I think the many worlds interpretation does a significantly worse job of accounting for our experience than most others—simply because it’s not clear that we ought to have any experience at all, or even exist as a definite system, on that interpretation, the ‘split’ between us, the system we’re experimenting on, and the environment being a basis-dependent notion.

This already requires modification of quantum theory, though, introducing some way of keeping track of whether you’re performing a ‘tricky’ or an ‘ordinary’ experiment, which will, again, depend on things like classical arrangements of measurement apparatuses and the like.

Sure, but the sort of reasoning that sees the root of classicality in such noise-based scrambling simply won’t work if the information is still there in principle.
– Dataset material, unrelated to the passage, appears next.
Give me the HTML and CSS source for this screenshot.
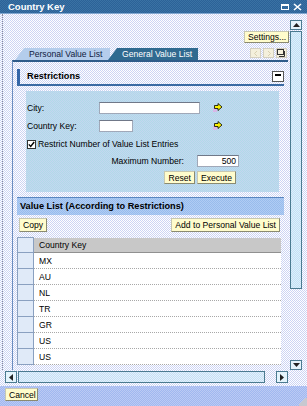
FILE: index.html
```html
<!DOCTYPE html>
<html lang="en">
<head>
    <meta charset="UTF-8">
    <title>Country Key</title>
    <link rel="stylesheet" href="styles.css">
</head>
<body>
<div class="window">
    <div class="titlebar">
        <span class="title">Country Key</span>
        <span class="title-icons">
            <svg width="9" height="8" viewBox="0 0 9 8"><rect x="0.5" y="1.5" width="7" height="5" fill="none" stroke="#fff"/><rect x="0.5" y="1.5" width="7" height="1.5" fill="#fff"/></svg>
            <svg width="9" height="8" viewBox="0 0 9 8"><path d="M1 1 L8 7 M8 1 L1 7" stroke="#fff" stroke-width="1.6"/></svg>
        </span>
    </div>

    <div class="main">
        <div class="pane">
            <div class="settings-row">
                <button class="btn">Settings...</button>
            </div>

            <div class="tab-row">
                <div class="tab tab-active">Personal Value List</div>
                <div class="tab tab-other">General Value List</div>
                <div class="tab-tools">
                    <span class="tool"><svg width="6" height="7" viewBox="0 0 6 7"><path d="M4 1 L1.5 3.5 L4 6" fill="none" stroke="#d8d0b0"/></svg></span>
                    <span class="tool"><svg width="6" height="7" viewBox="0 0 6 7"><path d="M2 1 L4.5 3.5 L2 6" fill="none" stroke="#d8d0b0"/></svg></span>
                    <span class="tool"><svg width="9" height="8" viewBox="0 0 9 8"><rect x="0.5" y="0.5" width="6" height="5" fill="none" stroke="#333"/><path d="M7.5 2 V7.5 H2" fill="none" stroke="#333"/></svg></span>
                </div>
            </div>

            <div class="panel">
                <div class="section-head">
                    <span class="marker"></span>
                    <span class="section-title">Restrictions</span>
                    <span class="minimize"></span>
                </div>

                <div class="restrict">
                    <div class="field-row">
                        <label class="field-label">City:</label>
                        <span class="input input-city"></span>
                        <span class="go"><svg width="10" height="10" viewBox="0 0 10 10"><rect x="0" y="5" width="4" height="4" fill="#d8b8e8"/><path d="M1.5 2.5 H5 V0.5 L9 4 L5 7.5 V5.5 H1.5 Z" fill="#f8f000" stroke="#000" stroke-width="0.8"/></svg></span>
                    </div>
                    <div class="field-row">
                        <label class="field-label">Country Key:</label>
                        <span class="input input-key"></span>
                        <span class="go go-key"><svg width="10" height="10" viewBox="0 0 10 10"><rect x="0" y="5" width="4" height="4" fill="#d8b8e8"/><path d="M1.5 2.5 H5 V0.5 L9 4 L5 7.5 V5.5 H1.5 Z" fill="#f8f000" stroke="#000" stroke-width="0.8"/></svg></span>
                    </div>
                    <div class="check-row">
                        <span class="checkbox"><svg width="7" height="7" viewBox="0 0 7 7"><path d="M0.8 3.4 L2.7 5.5 L6.2 1" fill="none" stroke="#000" stroke-width="1.4"/></svg></span>
                        <span>Restrict Number of Value List Entries</span>
                    </div>
                    <div class="max-row">
                        <label>Maximum Number:</label>
                        <span class="input input-max">500</span>
                    </div>
                    <div class="action-row">
                        <button class="btn">Reset</button>
                        <button class="btn">Execute</button>
                    </div>
                </div>

                <div class="list-head">Value List (According to Restrictions)</div>

                <div class="list-toolbar">
                    <button class="btn">Copy</button>
                    <button class="btn">Add to Personal Value List</button>
                </div>

                <table class="grid">
                    <tr class="grid-head"><td class="sel"></td><td>Country Key</td></tr>
                    <tr><td class="sel"></td><td>MX</td></tr>
                    <tr><td class="sel"></td><td>AU</td></tr>
                    <tr><td class="sel"></td><td>NL</td></tr>
                    <tr><td class="sel"></td><td>TR</td></tr>
                    <tr><td class="sel"></td><td>GR</td></tr>
                    <tr><td class="sel"></td><td>US</td></tr>
                    <tr><td class="sel"></td><td>US</td></tr>
                </table>
            </div>
        </div>

        <div class="vscroll">
            <span class="sbtn"><svg width="7" height="4" viewBox="0 0 7 4"><path d="M0 4 L3.5 0 L7 4 Z" fill="#222"/></svg></span>
            <span class="vthumb"></span>
            <span class="vtrack"></span>
            <span class="sbtn"><svg width="7" height="4" viewBox="0 0 7 4"><path d="M0 0 L3.5 4 L7 0 Z" fill="#222"/></svg></span>
        </div>
    </div>

    <div class="hscroll">
        <span class="sbtn"><svg width="4" height="7" viewBox="0 0 4 7"><path d="M4 0 L0 3.5 L4 7 Z" fill="#222"/></svg></span>
        <span class="hthumb"></span>
        <span class="htrack"></span>
        <span class="sbtn"><svg width="4" height="7" viewBox="0 0 4 7"><path d="M0 0 L4 3.5 L0 7 Z" fill="#222"/></svg></span>
    </div>

    <div class="footer">
        <button class="btn">Cancel</button>
        <span class="grip"></span>
    </div>
</div>
</body>
</html>
```

FILE: styles.css
```css
* {
    box-sizing: border-box;
}
body {
    margin: 0;
    font-family: "Liberation Sans", Arial, sans-serif;
    font-size: 8.6px;
    color: #000;
}
.window {
    width: 307px;
    height: 406px;
    display: flex;
    flex-direction: column;
    overflow: hidden;
    background: repeating-conic-gradient(#ffffff 0 25%, #ccd4f4 0 50%) 0 0 / 2px 2px;
}
.titlebar {
    height: 14px;
    flex: none;
    display: flex;
    align-items: center;
    justify-content: space-between;
    padding: 0 5px 0 8px;
    background: repeating-conic-gradient(#2c6298 0 25%, #3a72a4 0 50%) 0 0 / 2px 2px;
    border-bottom: 1px solid #7fa6d0;
}
.title {
    color: #fff;
    font-weight: bold;
    font-size: 9.5px;
}
.title-icons {
    display: flex;
    gap: 3px;
}
.main {
    height: 356px;
    flex: none;
    display: flex;
    padding-left: 2px;
}
.pane {
    width: 288px;
    display: flex;
    flex-direction: column;
    border-left: 1px dotted #8a8a9a;
    padding: 17px 2px 0 9px;
    min-height: 0;
}
.settings-row {
    display: flex;
    justify-content: flex-end;
    height: 12px;
    margin-right: -1px;
}
.btn {
    font-family: inherit;
    font-size: 8.6px;
    line-height: 10px;
    height: 13px;
    padding: 0 3px;
    background: #fffccc;
    border: 1px solid #8a8a70;
    border-top-color: #c8c8b0;
    border-left-color: #c8c8b0;
    color: #000;
}
.settings-row .btn {
    height: 12px;
    width: 45px;
}
.tab-row {
    display: flex;
    height: 12px;
    margin-top: 5px;
    padding-left: 3px;
}
.tab {
    height: 12px;
    line-height: 13px;
    padding-left: 14px;
    white-space: nowrap;
    clip-path: polygon(9px 0, 100% 0, 100% 100%, 0 100%);
}
.tab-active {
    width: 95px;
    background: #b4cdec;
    color: #102040;
}
.tab-other {
    width: 90px;
    background: #2f6a90;
    color: #fff;
    margin-left: -2px;
}
.tab-tools {
    margin-left: auto;
    display: flex;
    gap: 2px;
    margin-right: 1px;
}
.tool {
    width: 11px;
    height: 10px;
    display: flex;
    align-items: center;
    justify-content: center;
    background: #f4f0dc;
    border: 1px solid #d4d0c0;
}
.panel {
    flex: 1;
    min-height: 0;
    overflow: hidden;
    border-top: 2px solid #2f5c8a;
    border-left: 1px solid #6a8cc0;
    padding: 0 4px;
}
.section-head {
    display: flex;
    align-items: center;
    height: 18px;
    margin-top: 6px;
    border-bottom: 2px solid #3a6aa4;
}
.marker {
    width: 3px;
    height: 15px;
    background: #3466a8;
}
.section-title {
    font-weight: bold;
    font-size: 9.2px;
    margin-left: 7px;
}
.minimize {
    margin-left: auto;
    width: 12px;
    height: 11px;
    background: #fff;
    border: 1px solid #555;
    position: relative;
}
.minimize::after {
    content: "";
    position: absolute;
    left: 2px;
    top: 2px;
    width: 6px;
    height: 2px;
    background: #000;
}
.restrict {
    margin: 5px 5px 0 9px;
    padding: 10px 0 8px 1px;
    background: repeating-conic-gradient(#b0dae8 0 25%, #c4d6f0 0 50%) 0 0 / 2px 2px;
}
.field-row {
    display: flex;
    align-items: center;
    height: 13px;
    margin-bottom: 5px;
}
.field-label {
    width: 72px;
}
.input {
    background: #fff;
    border: 1px solid #a0a8b8;
    border-top-color: #707888;
    height: 12px;
}
.input-city {
    width: 101px;
}
.input-key {
    width: 34px;
}
.go {
    margin-left: 13px;
    display: flex;
}
.go-key {
    margin-left: 80px;
}
.check-row {
    display: flex;
    align-items: center;
    gap: 2px;
    height: 14px;
    margin-top: 1px;
}
.checkbox {
    width: 9px;
    height: 9px;
    background: #fff;
    border: 1px solid #333;
    display: flex;
    align-items: center;
    justify-content: center;
}
.max-row {
    display: flex;
    align-items: center;
    justify-content: flex-end;
    gap: 13px;
    height: 13px;
    margin-top: 3px;
    padding-right: 40px;
}
.input-max {
    width: 42px;
    text-align: right;
    line-height: 10px;
    padding-right: 2px;
}
.action-row {
    display: flex;
    justify-content: flex-end;
    gap: 2px;
    margin-top: 4px;
    padding-right: 43px;
}
.list-head {
    margin-top: 5px;
    height: 18px;
    line-height: 17px;
    padding-left: 3px;
    font-weight: bold;
    font-size: 9.2px;
    border-top: 1px solid #5a86c0;
    background: repeating-conic-gradient(#98bcec 0 25%, #b0ccf4 0 50%) 0 0 / 2px 2px;
}
.list-toolbar {
    display: flex;
    justify-content: space-between;
    margin-top: 3px;
    padding: 0 4px 0 2px;
}
.list-toolbar .btn {
    height: 14px;
}
.grid {
    margin-top: 5px;
    width: 264px;
    border-collapse: collapse;
}
.grid td {
    height: 16px;
    padding: 0 0 0 5px;
    background: #fff;
    border-bottom: 1px dotted #a8a8a8;
}
.grid td.sel {
    width: 16px;
    padding: 0;
    border: 1px solid #8aa0c0;
    background: repeating-conic-gradient(#ffffff 0 25%, #c0d4f0 0 50%) 0 0 / 2px 2px;
}
.grid-head td {
    height: 15px;
    background: repeating-conic-gradient(#b4b4b4 0 25%, #dcdcdc 0 50%) 0 0 / 2px 2px;
    border-bottom: 1px solid #909090;
}
.vscroll {
    width: 12px;
    display: flex;
    flex-direction: column;
    padding-top: 6px;
}
.sbtn {
    width: 12px;
    height: 12px;
    flex: none;
    display: flex;
    align-items: center;
    justify-content: center;
    border: 1px solid #4a7a90;
    background: #e4f4fc;
}
.vscroll .sbtn {
    height: 10px;
}
.vthumb {
    height: 258px;
    margin: 1px 0;
    border: 1px solid #4a7a90;
    background: repeating-conic-gradient(#d8f4fc 0 25%, #c8dcf4 0 50%) 0 0 / 2px 2px;
}
.vtrack {
    flex: 1;
}
.hscroll {
    display: flex;
    height: 12px;
    width: 283px;
    margin-left: 5px;
    margin-top: 1px;
}
.hthumb {
    width: 247px;
    margin: 0 1px;
    border: 1px solid #4a7a90;
    background: repeating-conic-gradient(#e0f4fc 0 25%, #c8dcf4 0 50%) 0 0 / 2px 2px;
}
.htrack {
    flex: 1;
}
.footer {
    flex: 1;
    margin-top: 3px;
    display: flex;
    align-items: flex-start;
    padding: 2px 0 0 5px;
    position: relative;
    background: repeating-conic-gradient(#a0b8f0 0 25%, #bccaf4 0 50%) 0 0 / 2px 2px;
}
.footer .btn {
    width: 33px;
    height: 13px;
}
.grip {
    position: absolute;
    right: 0;
    bottom: 0;
    width: 9px;
    height: 9px;
    background: linear-gradient(135deg, transparent 50%, #c8c8d0 50%);
}
```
It’s not a question of whether we can get at the information to measure the interference terms, it’s a question of whether we’re in a superposed state or not.

If quantum theory is the universe taking computational shortcuts, then it’s doing it in the worst possible way—simulating a quantum system is in general exponentially harder than simulating a classical system (that’s why people originally expected the possibility of a quantum speedup for computation, since obviously, quantum systems seem to be able to do this sort of thing efficiently).

Sure, but the point is that given the Hilbert space description of a system, that it’s a system in three dimensional space isn’t obvious at all. A wave function will typically depend on all the coordinates of the particles in a given setting; why group these into triplets to individuate the individual quantum systems?